By Irrawaddy
Thai premier Yingluck Shinawatra (left) shakes hands with Burma's President Thein Sein on her first trip to Burma in October.
Thai Prime Minister Yingluck Shinawatra will meet Aung San Suu Kyi on Tuesday in Rangoon, becoming the first Thai premier to meet the Burmese opposition leader.
Win Htein, a prominent member of Suu Kyi’s party, the National League for Democracy (NLD), told The Irrawaddy on Monday that the Nobel Peace prize laureate has an appointment to meet with the Thai prime minister on Tuesday evening.
Yingluck is scheduled to travel to Burma’s capital Naypyidaw on Monday for a Greater Mekong Subregion summit before heading to Rangoon. It will be her second trip to Burma since she was sworn in.
Yingluck’s first visit to Burma was in early October when she met with President Thein Sein in Naypyidaw, but didn’t meet Suu Kyi at that time.

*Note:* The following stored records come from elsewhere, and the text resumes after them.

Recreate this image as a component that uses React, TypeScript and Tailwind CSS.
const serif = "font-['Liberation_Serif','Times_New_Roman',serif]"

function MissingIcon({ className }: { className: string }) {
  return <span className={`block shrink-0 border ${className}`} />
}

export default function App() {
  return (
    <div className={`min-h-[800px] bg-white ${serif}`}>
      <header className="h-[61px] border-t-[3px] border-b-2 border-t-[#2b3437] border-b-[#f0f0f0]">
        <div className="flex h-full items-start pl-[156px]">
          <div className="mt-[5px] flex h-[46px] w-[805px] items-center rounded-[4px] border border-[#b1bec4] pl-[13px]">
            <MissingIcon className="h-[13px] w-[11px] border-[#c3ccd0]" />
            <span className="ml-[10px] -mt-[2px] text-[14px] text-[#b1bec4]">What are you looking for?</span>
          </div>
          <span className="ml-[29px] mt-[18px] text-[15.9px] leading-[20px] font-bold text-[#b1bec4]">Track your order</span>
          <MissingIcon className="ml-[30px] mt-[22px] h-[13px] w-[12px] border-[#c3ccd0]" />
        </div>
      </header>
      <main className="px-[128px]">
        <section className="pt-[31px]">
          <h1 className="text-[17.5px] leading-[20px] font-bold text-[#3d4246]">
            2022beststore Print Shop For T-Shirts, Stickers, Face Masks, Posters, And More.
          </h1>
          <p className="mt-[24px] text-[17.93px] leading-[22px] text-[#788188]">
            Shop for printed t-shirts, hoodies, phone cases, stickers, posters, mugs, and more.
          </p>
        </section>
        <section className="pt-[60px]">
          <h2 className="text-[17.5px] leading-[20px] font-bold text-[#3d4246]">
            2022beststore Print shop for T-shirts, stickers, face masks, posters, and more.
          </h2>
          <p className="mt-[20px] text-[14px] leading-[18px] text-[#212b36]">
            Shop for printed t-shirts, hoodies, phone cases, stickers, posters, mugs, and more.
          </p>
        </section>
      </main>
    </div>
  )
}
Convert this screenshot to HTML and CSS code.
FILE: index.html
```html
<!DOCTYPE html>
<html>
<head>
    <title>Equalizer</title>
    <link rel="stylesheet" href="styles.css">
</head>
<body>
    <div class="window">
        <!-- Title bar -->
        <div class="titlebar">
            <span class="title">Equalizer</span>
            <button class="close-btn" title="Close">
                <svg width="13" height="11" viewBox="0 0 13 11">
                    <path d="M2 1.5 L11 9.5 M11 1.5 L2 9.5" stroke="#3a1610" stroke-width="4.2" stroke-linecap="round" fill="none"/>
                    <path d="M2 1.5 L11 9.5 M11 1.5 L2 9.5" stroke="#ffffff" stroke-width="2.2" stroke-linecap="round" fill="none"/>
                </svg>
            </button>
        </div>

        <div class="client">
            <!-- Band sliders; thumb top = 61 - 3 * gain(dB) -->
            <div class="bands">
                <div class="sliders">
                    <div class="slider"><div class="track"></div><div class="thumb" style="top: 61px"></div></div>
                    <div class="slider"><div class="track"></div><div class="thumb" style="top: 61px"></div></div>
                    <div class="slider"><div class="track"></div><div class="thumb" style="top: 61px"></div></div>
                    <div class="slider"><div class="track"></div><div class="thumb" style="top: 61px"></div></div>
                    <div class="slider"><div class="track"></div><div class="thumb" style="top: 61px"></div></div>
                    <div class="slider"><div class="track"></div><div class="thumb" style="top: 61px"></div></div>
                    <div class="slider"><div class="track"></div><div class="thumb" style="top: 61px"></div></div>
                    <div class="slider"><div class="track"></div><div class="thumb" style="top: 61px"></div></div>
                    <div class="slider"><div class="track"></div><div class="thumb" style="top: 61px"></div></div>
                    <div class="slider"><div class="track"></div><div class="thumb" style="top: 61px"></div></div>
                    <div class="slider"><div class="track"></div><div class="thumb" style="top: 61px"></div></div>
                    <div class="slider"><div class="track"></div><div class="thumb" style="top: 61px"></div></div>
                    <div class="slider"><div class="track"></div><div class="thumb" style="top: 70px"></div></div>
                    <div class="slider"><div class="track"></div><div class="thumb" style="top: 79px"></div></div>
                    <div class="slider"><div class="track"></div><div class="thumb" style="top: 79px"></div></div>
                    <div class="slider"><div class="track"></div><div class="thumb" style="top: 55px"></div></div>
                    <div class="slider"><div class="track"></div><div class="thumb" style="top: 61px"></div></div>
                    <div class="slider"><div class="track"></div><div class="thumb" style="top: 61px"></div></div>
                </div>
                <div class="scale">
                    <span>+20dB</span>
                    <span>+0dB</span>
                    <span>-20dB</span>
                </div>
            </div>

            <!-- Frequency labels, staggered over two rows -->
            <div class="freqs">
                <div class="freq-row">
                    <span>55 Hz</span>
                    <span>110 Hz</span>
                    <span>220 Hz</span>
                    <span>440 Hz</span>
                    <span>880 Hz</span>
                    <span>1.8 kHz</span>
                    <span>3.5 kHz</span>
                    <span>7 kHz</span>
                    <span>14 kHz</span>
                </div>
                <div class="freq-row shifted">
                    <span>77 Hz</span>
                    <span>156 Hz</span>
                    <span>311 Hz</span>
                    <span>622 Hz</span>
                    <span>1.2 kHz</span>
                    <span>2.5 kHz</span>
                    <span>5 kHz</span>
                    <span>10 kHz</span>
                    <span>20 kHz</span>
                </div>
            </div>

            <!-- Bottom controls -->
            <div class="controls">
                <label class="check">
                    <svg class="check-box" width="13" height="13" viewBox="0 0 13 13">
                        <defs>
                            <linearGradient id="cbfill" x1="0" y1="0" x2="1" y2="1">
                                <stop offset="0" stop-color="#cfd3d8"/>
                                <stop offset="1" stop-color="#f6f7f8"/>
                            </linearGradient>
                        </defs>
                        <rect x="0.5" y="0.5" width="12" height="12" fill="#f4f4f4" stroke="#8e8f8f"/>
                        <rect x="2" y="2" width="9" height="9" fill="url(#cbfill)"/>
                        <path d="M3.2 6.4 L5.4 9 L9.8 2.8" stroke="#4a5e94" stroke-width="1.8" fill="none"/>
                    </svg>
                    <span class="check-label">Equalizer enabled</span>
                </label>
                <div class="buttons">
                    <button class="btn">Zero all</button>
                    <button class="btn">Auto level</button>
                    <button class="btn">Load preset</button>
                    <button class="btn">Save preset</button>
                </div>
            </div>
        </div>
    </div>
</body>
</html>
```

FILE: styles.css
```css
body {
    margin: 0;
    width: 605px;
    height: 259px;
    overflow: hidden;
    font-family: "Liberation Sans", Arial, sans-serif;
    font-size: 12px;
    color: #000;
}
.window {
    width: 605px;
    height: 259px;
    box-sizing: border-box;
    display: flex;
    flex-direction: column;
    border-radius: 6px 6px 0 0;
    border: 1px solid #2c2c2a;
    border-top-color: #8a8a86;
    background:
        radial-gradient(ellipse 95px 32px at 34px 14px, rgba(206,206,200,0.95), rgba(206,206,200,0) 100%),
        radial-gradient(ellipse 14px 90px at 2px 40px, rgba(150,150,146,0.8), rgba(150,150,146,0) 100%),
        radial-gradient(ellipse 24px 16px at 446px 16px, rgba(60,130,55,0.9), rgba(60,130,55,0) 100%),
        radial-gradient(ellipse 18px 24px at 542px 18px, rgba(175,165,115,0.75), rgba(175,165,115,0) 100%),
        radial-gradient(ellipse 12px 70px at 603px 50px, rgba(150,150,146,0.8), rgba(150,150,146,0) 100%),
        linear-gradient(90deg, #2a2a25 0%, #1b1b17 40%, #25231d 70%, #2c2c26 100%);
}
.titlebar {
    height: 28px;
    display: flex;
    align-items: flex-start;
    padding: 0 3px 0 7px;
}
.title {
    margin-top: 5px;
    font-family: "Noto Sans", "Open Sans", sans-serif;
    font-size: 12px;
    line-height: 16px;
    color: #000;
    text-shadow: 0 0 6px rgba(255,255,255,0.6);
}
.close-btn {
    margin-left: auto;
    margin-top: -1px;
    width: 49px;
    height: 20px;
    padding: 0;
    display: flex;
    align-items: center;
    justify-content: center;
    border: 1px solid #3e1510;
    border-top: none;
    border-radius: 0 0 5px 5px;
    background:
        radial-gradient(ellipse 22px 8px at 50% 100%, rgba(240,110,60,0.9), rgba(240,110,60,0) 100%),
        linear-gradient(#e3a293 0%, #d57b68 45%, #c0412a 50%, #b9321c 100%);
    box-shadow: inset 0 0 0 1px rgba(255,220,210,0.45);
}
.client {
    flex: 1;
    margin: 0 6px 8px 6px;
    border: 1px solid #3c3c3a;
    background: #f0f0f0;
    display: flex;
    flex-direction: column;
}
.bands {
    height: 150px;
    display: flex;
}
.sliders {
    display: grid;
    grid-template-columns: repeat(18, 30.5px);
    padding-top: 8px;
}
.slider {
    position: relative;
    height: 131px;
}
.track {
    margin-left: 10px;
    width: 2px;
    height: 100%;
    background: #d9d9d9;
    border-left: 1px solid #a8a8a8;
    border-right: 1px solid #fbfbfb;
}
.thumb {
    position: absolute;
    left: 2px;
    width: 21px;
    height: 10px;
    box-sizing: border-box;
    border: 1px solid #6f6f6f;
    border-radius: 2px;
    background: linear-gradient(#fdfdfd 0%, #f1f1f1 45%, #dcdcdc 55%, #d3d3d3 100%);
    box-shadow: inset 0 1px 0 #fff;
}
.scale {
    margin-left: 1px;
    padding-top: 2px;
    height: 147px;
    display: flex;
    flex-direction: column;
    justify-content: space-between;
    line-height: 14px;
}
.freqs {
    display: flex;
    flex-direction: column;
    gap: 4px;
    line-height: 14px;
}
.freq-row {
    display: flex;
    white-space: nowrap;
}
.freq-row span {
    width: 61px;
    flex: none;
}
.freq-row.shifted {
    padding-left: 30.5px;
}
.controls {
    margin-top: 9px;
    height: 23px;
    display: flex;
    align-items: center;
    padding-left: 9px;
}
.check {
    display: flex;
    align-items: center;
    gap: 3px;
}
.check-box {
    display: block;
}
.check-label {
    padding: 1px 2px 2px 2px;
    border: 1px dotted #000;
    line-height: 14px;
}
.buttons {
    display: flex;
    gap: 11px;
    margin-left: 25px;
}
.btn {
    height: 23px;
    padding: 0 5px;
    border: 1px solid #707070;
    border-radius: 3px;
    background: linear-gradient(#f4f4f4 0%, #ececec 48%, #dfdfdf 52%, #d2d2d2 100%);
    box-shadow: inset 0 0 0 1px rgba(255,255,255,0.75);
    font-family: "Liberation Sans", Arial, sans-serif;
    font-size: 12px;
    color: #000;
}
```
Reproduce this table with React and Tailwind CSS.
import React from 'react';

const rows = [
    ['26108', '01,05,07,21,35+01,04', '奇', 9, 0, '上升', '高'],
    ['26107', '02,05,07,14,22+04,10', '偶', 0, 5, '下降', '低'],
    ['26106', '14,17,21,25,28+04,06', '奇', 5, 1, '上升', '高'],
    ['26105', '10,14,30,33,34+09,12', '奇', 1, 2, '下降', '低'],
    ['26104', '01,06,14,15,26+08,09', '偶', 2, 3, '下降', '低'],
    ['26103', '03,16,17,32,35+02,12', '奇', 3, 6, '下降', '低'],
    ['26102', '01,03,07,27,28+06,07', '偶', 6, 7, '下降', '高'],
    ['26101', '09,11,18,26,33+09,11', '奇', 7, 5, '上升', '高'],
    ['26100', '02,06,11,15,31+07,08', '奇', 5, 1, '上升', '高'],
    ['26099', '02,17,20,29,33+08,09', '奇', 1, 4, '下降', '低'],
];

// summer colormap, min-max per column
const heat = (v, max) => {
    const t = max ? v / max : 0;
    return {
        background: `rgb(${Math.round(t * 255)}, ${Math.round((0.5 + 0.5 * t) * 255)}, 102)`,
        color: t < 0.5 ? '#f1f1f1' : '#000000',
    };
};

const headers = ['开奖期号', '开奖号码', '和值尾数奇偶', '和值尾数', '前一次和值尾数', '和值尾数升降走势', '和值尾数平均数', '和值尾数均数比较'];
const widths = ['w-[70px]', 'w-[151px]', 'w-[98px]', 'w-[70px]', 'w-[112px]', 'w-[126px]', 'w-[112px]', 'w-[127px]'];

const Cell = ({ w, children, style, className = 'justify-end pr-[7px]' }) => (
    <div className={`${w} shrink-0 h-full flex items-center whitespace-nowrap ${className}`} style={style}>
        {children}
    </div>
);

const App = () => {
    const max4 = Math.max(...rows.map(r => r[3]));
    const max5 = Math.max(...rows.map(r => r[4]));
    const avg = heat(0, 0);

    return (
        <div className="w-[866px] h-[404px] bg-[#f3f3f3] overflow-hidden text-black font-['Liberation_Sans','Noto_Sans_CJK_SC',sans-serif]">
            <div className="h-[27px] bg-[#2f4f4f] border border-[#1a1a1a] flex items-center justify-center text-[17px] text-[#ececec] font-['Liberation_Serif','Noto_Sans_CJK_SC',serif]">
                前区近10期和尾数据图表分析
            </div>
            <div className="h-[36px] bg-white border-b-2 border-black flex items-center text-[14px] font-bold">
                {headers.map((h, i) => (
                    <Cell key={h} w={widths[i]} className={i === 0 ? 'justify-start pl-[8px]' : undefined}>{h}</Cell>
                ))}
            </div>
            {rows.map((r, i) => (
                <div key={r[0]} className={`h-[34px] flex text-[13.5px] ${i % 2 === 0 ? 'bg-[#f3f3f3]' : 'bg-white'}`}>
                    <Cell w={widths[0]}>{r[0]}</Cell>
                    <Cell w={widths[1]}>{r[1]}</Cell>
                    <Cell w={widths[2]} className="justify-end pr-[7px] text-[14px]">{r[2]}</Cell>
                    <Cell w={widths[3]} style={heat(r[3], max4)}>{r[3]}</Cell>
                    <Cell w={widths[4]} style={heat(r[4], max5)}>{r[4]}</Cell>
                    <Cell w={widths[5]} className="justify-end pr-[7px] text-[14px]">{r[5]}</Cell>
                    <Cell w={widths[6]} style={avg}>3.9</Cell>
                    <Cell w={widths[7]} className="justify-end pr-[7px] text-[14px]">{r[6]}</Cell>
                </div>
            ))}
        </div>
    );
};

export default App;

Suu Kyi earlier congratulated Yingluck on becoming Thailand’s first female prime minister after her Pheu Thai Party won a sweeping election victory on July 3. Suu Kyi called on her to support Burma issues and help Burmese refugees who are currently staying in Thailand.
Suu Kyi requested that Yingluck’s new government show mercy to the Burmese refugees who have fled their homes to Thailand due to decades of armed conflict.
Meanwhile, the Bangkok Post reported on Monday that the Thai government will use the occasion of Yingluck’s visit to Burma to hold a separate meeting with Burmese officials and investors to negotiate transport and energy development projects.
Panitan Wattanayagorn, a political science lecturer at Chulalongkorn University, told the Bangkok Postthat he was concerned with the Yingluck government's plan to open transport and energy talks with Burma as he feared Thaksin's cronies—rather than the public—would reap benefits from the projects.
The newspaper highlighted that when Yingluck’s brother, Thaksin Shinawatra, was prime minister between 2001 and 2004, the government took a special interest in investing in transport, energy and telecommunications development in Burma.
Thailand plans to buy natural gas and to invest in construction of a transport system linking Dawei industrial complex in southern Burma with the west of Thailand. Critics said that the gas pipeline project was an example of a mega-project that had caused huge impacts on the environment, and on the frequency of human rights abuses due to armed conflict with ethnic minorities.